TASK DESCRIPTION: Every line below that holds the string "this" should be copied out.

———

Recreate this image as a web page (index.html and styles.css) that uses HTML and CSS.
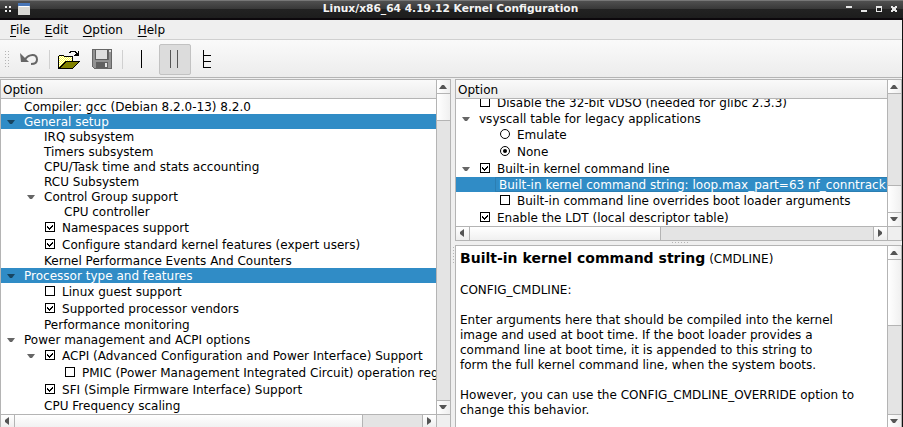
FILE: index.html
```html
<!DOCTYPE html>
<html lang="en">
<head>
<meta charset="utf-8">
<title>Linux/x86_64 4.19.12 Kernel Configuration</title>
<link rel="stylesheet" href="styles.css">
</head>
<body>
<svg class="defs" width="0" height="0">
  <defs>
    <symbol id="off" viewBox="0 0 11 11"><path d="M0 0h10v10h-10z" fill="#000"/><path d="M1 1h8v8h-8z" fill="#fff"/></symbol>
    <symbol id="on" viewBox="0 0 11 11"><path d="M0 0h10v10h-10z" fill="#000"/><path d="M1 1h8v8h-8z" fill="#fff"/><path d="M2 4h1v1h1v1h1v-1h1v-1h1v-1h1v2h-1v1h-1v1h-1v1h-1v-1h-1v-1h-1z" fill="#000"/></symbol>
    <symbol id="roff" viewBox="0 0 11 11"><circle cx="5" cy="5" r="4.5" fill="#fff" stroke="#000"/></symbol>
    <symbol id="ron" viewBox="0 0 11 11"><circle cx="5" cy="5" r="4.5" fill="#fff" stroke="#000"/><circle cx="5" cy="5" r="2" fill="#000"/></symbol>
    <symbol id="down" viewBox="0 0 8 4"><path d="M0 0h8l-3 4h-2z" fill="currentColor"/></symbol>
    <symbol id="up" viewBox="0 0 8 4"><path d="M0 4h8l-3-4h-2z" fill="currentColor"/></symbol>
    <symbol id="left" viewBox="0 0 4 8"><path d="M4 0v8l-4-3v-2z" fill="currentColor"/></symbol>
    <symbol id="right" viewBox="0 0 4 8"><path d="M0 0v8l4-3v-2z" fill="currentColor"/></symbol>
    <pattern id="hatch" width="2" height="2" patternUnits="userSpaceOnUse"><path d="M0 0h2v2h-2z" fill="#ffff40"/><path d="M0 0h1v1h-1zM1 1h1v1h-1z" fill="#fff"/></pattern>
    <pattern id="dots" width="3" height="3" patternUnits="userSpaceOnUse"><path d="M0 0h1v1h-1z" fill="#b4b4b4"/></pattern>
  </defs>
</svg>
<div class="window">
  <header class="titlebar">
    <svg class="title-left" width="36" height="20" shape-rendering="crispEdges">
      <path d="M5 6h2v2h-2zM9 6h2v2h-2zM5 10h2v2h-2zM9 10h2v2h-2z" fill="#eee"/>
      <path d="M18 3h12v12h-12z" fill="#d8d8d4"/><path d="M18 3h12v3h-12z" fill="#4977b8"/><path d="M19 6h10v1h-10z" fill="#fff"/>
    </svg>
    <h1>Linux/x86_64 4.19.12 Kernel Configuration</h1>
    <svg class="title-right" width="57" height="20" shape-rendering="crispEdges">
      <path d="M0 6h6v2h-6zM15 10h6v2h-6zM30 6h6v6h-6z" fill="#e6e6e6"/><path d="M31 8h4v3h-4z" fill="#222"/>
      <path d="M45 6h2v1h2v-1h2v2h-1v2h1v2h-2v-1h-2v1h-2v-2h1v-2h-1z" fill="#e6e6e6"/>
    </svg>
  </header>
  <div class="client">
    <nav class="menu"><span><u>F</u>ile</span><span><u>E</u>dit</span><span><u>O</u>ption</span><span><u>H</u>elp</span></nav>
    <div class="toolbar">
      <svg class="grip" width="6" height="18"><path d="M0 0h6v18h-6z" fill="url(#dots)"/></svg>
      <svg class="undo" width="20" height="15"><path d="M5 6.500C9 1 17 0 17 6.500c0 3-2 4.500-6 4.500" fill="none" stroke="#666" stroke-width="2"/><path d="M0 0l1 9h8z" fill="#666"/></svg>
      <i class="sep"></i>
      <svg class="open" width="23" height="20" shape-rendering="crispEdges">
        <path d="M.5 18V6.500l1-1h4l1 1h8v5" fill="url(#hatch)" stroke="#000"/>
        <path d="M1 18V7h13v5h-7z" fill="url(#hatch)"/>
        <path d="M1 18.500L8 11.500h13.500l-7 7z" fill="#808000" stroke="#000"/>
        <path d="M11 2.500h1v-1h5v1h1v1h1" fill="none" stroke="#000"/><path d="M21 1v5h-5v-1h1v-1h2v-1h1v-2z" fill="#000"/>
      </svg>
      <svg class="save" width="20" height="20" shape-rendering="crispEdges">
        <path d="M0 0h20v20h-18l-2-2z" fill="#666"/><path d="M1 1h2v10h14v-8h2v16h-16l-2-1z" fill="#929292"/>
        <path d="M3 1h13v10h-13z" fill="#5c5c5c"/><path d="M4 1h11v9h-11z" fill="#dedede"/><path d="M17 1h2v2h-2z" fill="#ddd"/>
        <path d="M4 13h12v6h-12z" fill="#606060"/><path d="M13 14h2v4h-2z" fill="#e6e6e6"/>
      </svg>
      <i class="sep"></i>
      <i class="single"></i>
      <div class="toggle"><i></i><i></i></div>
      <svg class="full" width="9" height="19" shape-rendering="crispEdges"><path d="M.5 0v18M0 5.500h8M0 11.500h8M0 17.500h8" fill="none" stroke="#000"/></svg>
    </div>
    <main>
      <section class="panel menu-panel">
        <div class="view">
          <div class="head">Option</div>
          <div class="tree">
            <div class="row"><b></b><span>Compiler: gcc (Debian 8.2.0-13) 8.2.0</span></div>
            <div class="row sel"><b><svg><use href="#down"/></svg></b><span>General setup</span></div>
            <div class="row l1"><b></b><span>IRQ subsystem</span></div>
            <div class="row l1"><b></b><span>Timers subsystem</span></div>
            <div class="row l1"><b></b><span>CPU/Task time and stats accounting</span></div>
            <div class="row l1"><b></b><span>RCU Subsystem</span></div>
            <div class="row l1"><b><svg><use href="#down"/></svg></b><span>Control Group support</span></div>
            <div class="row l2"><b></b><span>CPU controller</span></div>
            <div class="row l1 opt"><b></b><svg class="box"><use href="#on"/></svg><span>Namespaces support</span></div>
            <div class="row l1 opt"><b></b><svg class="box"><use href="#on"/></svg><span>Configure standard kernel features (expert users)</span></div>
            <div class="row l1"><b></b><span>Kernel Performance Events And Counters</span></div>
            <div class="row sel"><b><svg><use href="#down"/></svg></b><span>Processor type and features</span></div>
            <div class="row l1 opt"><b></b><svg class="box"><use href="#off"/></svg><span>Linux guest support</span></div>
            <div class="row l1 opt"><b></b><svg class="box"><use href="#on"/></svg><span>Supported processor vendors</span></div>
            <div class="row l1"><b></b><span>Performance monitoring</span></div>
            <div class="row"><b><svg><use href="#down"/></svg></b><span>Power management and ACPI options</span></div>
            <div class="row l1 opt"><b><svg><use href="#down"/></svg></b><svg class="box"><use href="#on"/></svg><span>ACPI (Advanced Configuration and Power Interface) Support</span></div>
            <div class="row l2 opt"><b></b><svg class="box"><use href="#off"/></svg><span>PMIC (Power Management Integrated Circuit) operation reg</span></div>
            <div class="row l1 opt"><b></b><svg class="box"><use href="#on"/></svg><span>SFI (Simple Firmware Interface) Support</span></div>
            <div class="row l1"><b></b><span>CPU Frequency scaling</span></div>
          </div>
        </div>
        <div class="vbar"><i class="btn"><svg><use href="#up"/></svg></i><i class="thumb t1"></i><i class="groove"></i><i class="btn end"><svg><use href="#down"/></svg></i></div>
        <div class="hbar"><i class="btn"><svg><use href="#left"/></svg></i><i class="thumb h1"></i><i class="groove"></i><i class="btn end"><svg><use href="#right"/></svg></i></div>
        <div class="corner"></div>
      </section>
      <div class="vsplit"><svg width="3" height="18"><path d="M0 0h1v18h-1z" fill="url(#dots)"/></svg></div>
      <div class="right">
        <section class="panel config-panel">
          <div class="view">
            <div class="head">Option</div>
            <div class="tree scrolled">
              <div class="row opt"><b></b><svg class="box"><use href="#off"/></svg><span>Disable the 32-bit vDSO (needed for glibc 2.3.3)</span></div>
              <div class="row"><b><svg><use href="#down"/></svg></b><span>vsyscall table for legacy applications</span></div>
              <div class="row l1 opt"><b></b><svg class="box"><use href="#roff"/></svg><span>Emulate</span></div>
              <div class="row l1 opt"><b></b><svg class="box"><use href="#ron"/></svg><span>None</span></div>
              <div class="row opt"><b><svg><use href="#down"/></svg></b><svg class="box"><use href="#on"/></svg><span>Built-in kernel command line</span></div>
              <div class="row l1 sel current"><b></b><span>Built-in kernel command string: loop.max_part=63 nf_conntrack.</span></div>
              <div class="row l1 opt"><b></b><svg class="box"><use href="#off"/></svg><span>Built-in command line overrides boot loader arguments</span></div>
              <div class="row opt"><b></b><svg class="box"><use href="#on"/></svg><span>Enable the LDT (local descriptor table)</span></div>
            </div>
          </div>
          <div class="vbar"><i class="btn"><svg><use href="#up"/></svg></i><i class="groove"></i><i class="thumb t2"></i><i class="btn end"><svg><use href="#down"/></svg></i></div>
          <div class="hbar"><i class="btn"><svg><use href="#left"/></svg></i><i class="thumb h2"></i><i class="groove"></i><i class="btn end"><svg><use href="#right"/></svg></i></div>
          <div class="corner"></div>
        </section>
        <div class="hsplit"><svg width="18" height="1"><path d="M0 0h18v1h-18z" fill="url(#dots)"/></svg></div>
        <section class="panel help-panel">
          <article>
            <h2><strong>Built-in kernel command string</strong> (CMDLINE)</h2>
            <p>CONFIG_CMDLINE:</p>
            <p>Enter arguments here that should be compiled into the kernel<br>image and used at boot time. If the boot loader provides a<br>command line at boot time, it is appended to this string to<br>form the full kernel command line, when the system boots.</p>
            <p>However, you can use the CONFIG_CMDLINE_OVERRIDE option to<br>change this behavior.</p>
          </article>
          <div class="vbar"><i class="btn"><svg><use href="#up"/></svg></i><i class="thumb t3"></i><i class="groove"></i><i class="btn end"><svg><use href="#down"/></svg></i></div>
        </section>
      </div>
    </main>
  </div>
</div>
</body>
</html>
```
FILE: styles.css
```css
* { box-sizing: border-box; }
body { margin: 0; overflow: hidden; font: 12px/15px "DejaVu Sans", sans-serif; letter-spacing: .012px; color: #000; }
svg { display: block; flex: none; }
.defs { position: absolute; }
i { font-style: normal; flex: none; }
.window { height: 427px; display: flex; flex-direction: column; background: #111; }
.titlebar { height: 20px; flex: none; display: flex; justify-content: space-between; background: linear-gradient(#777 0 1px, #505050 1px, #383838 9px, #222 9px, #1d1d1d 18px, #0c080c 18px); }
.titlebar h1 { margin: 0; padding-top: 1px; font-size: 10.670px; line-height: 15px; letter-spacing: 0; color: #f4f4f4; position: relative; left: 9.500px; }
.client { flex: 1; min-height: 0; display: flex; flex-direction: column; background: #efefef; margin-right: 1px; }
.menu { height: 20px; flex: none; display: flex; gap: 14.700px; padding: 3px 0 0 10px; border-bottom: 1px solid #d0d0d0; }
.menu u { text-underline-offset: 2px; text-decoration-thickness: 1px; }
.toolbar { height: 38px; flex: none; display: flex; align-items: flex-start; border-bottom: 1px solid #b4b4b4; background: linear-gradient(#fafafa, #ececec); }
.grip { margin: 11px 0 0 5px; }
.undo { margin: 13px 0 0 9px; }
.sep { width: 1px; height: 19px; margin: 10px 0 0 9px; background: #d0d0d0; }
.open { margin: 10px 0 0 8px; }
.save { margin: 9px 0 0 11px; }
.save + .sep { margin-left: 10px; }
.single { width: 1px; height: 18px; margin: 10px 0 0 18px; background: #000; }
.toggle { width: 32px; height: 31px; margin: 4px 0 0 17px; border: 1px solid #c2c2c2; border-radius: 2px; background: #dcdcdc; display: flex; gap: 6px; padding: 5px 0 0 10px; }
.toggle i { width: 1px; height: 18px; background: #555; }
.full { margin: 10px 0 0 12px; }
main { flex: 1; min-height: 0; padding-top: 1px; display: grid; grid-template-columns: 451px 4px 447px; }
.panel { border: 1px solid #b4b4b4; background: #fff; display: grid; grid-template-columns: minmax(0, 1fr) 15px; grid-template-rows: minmax(0, 1fr) 14px; min-height: 0; overflow: hidden; }
.panel { grid-template-columns: minmax(0, 1fr) 14px; }
.menu-panel { height: 350px; }
.right { display: flex; flex-direction: column; min-width: 0; min-height: 0; }
.config-panel { height: 162px; flex: none; }
.help-panel { height: 184px; flex: none; grid-template-rows: minmax(0, 1fr); }
.vsplit { padding: 168px 0 0 2px; }
.hsplit { height: 4px; flex: none; padding: 1px 0 0 217px; }
.view { min-width: 0; overflow: hidden; }
.head { height: 19px; padding: 3px 0 0 2px; border-bottom: 1px solid #b4b4b4; background: linear-gradient(#fafafa, #ececec); position: relative; }
.tree { overflow: hidden; }
.scrolled { margin-top: -5px; }
.scrolled .row:first-child { clip-path: inset(5px 0 0 0); }
.row { height: 15px; display: flex; white-space: nowrap; }
.row > span { padding-top: 1px; height: 16px; }
.row b { width: 23px; height: 15px; flex: none; padding: 5.500px 0 0 6px; color: #666; }
.row b svg { width: 8px; height: 4px; }
.opt { height: 17px; padding-top: 1px; }
.l1 { padding-left: 20px; }
.l2 { padding-left: 40px; }
.box { width: 11px; height: 11px; margin: 2px 6px 0 1px; }
.sel { background: #308cc6; color: #fff; }
.sel b { color: #174561; }
.current b { width: 20px; }
.row.current > span { flex: 1; height: 15px; padding: 0 0 0 3px; line-height: 15px; border: 1px solid #2b7eb2; border-right: 0; margin-left: -1px; }
.vbar, .hbar { display: flex; background: #e4e4e4; border-left: 1px solid #b4b4b4; min-height: 0; }
.vbar { flex-direction: column; }
.hbar { border-left: 0; border-top: 1px solid #b4b4b4; }
.panel .hbar { grid-column: 1; }
.groove { flex: 1; }
.btn { display: flex; align-items: center; justify-content: center; background: #fafafa; color: #555; }
.vbar i { border-bottom: 1px solid #b4b4b4; }
.vbar .btn { height: 14px; background: linear-gradient(90deg, #fff, #eee); }
.vbar .btn.end { height: 13px; border: 0; padding-bottom: 1px; }
.vbar .btn svg { width: 8px; height: 4px; margin-right: 1px; }
.vbar .thumb { background: linear-gradient(90deg, #fff, #f0f0f0); }
.hbar i { border-right: 1px solid #b4b4b4; }
.hbar .btn { width: 14px; background: linear-gradient(#fff, #eee); padding-right: 1px; }
.hbar .btn.end { width: 13px; border: 0; padding-right: 2px; }
.hbar .btn svg { width: 4px; height: 8px; margin-bottom: 1px; }
.hbar .thumb { background: linear-gradient(#fff, #f0f0f0); }
.corner { background: #efefef; border: 1px solid #b4b4b4; border-width: 1px 0 0 1px; }
.t1 { height: 27px; }
.t2 { height: 27px; }
.t3 { height: 66px; }
.h1 { width: 348px; }
.h2 { width: 191px; }
article { padding: 3px 0 0 4px; overflow: hidden; white-space: nowrap; }
article h2 { margin: 0 0 15px; font-size: 12px; font-weight: normal; line-height: 18px; }
article strong { font-size: 14px; }
article p { margin: 0 0 15px; }
```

———

THE SOLUTION:
Recreate this image as a web page (index.html and styles.css) that uses HTML and CSS.
            <p>Enter arguments here that should be compiled into the kernel<br>image and used at boot time. If the boot loader provides a<br>command line at boot time, it is appended to this string to<br>form the full kernel command line, when the system boots.</p>
            <p>However, you can use the CONFIG_CMDLINE_OVERRIDE option to<br>change this behavior.</p>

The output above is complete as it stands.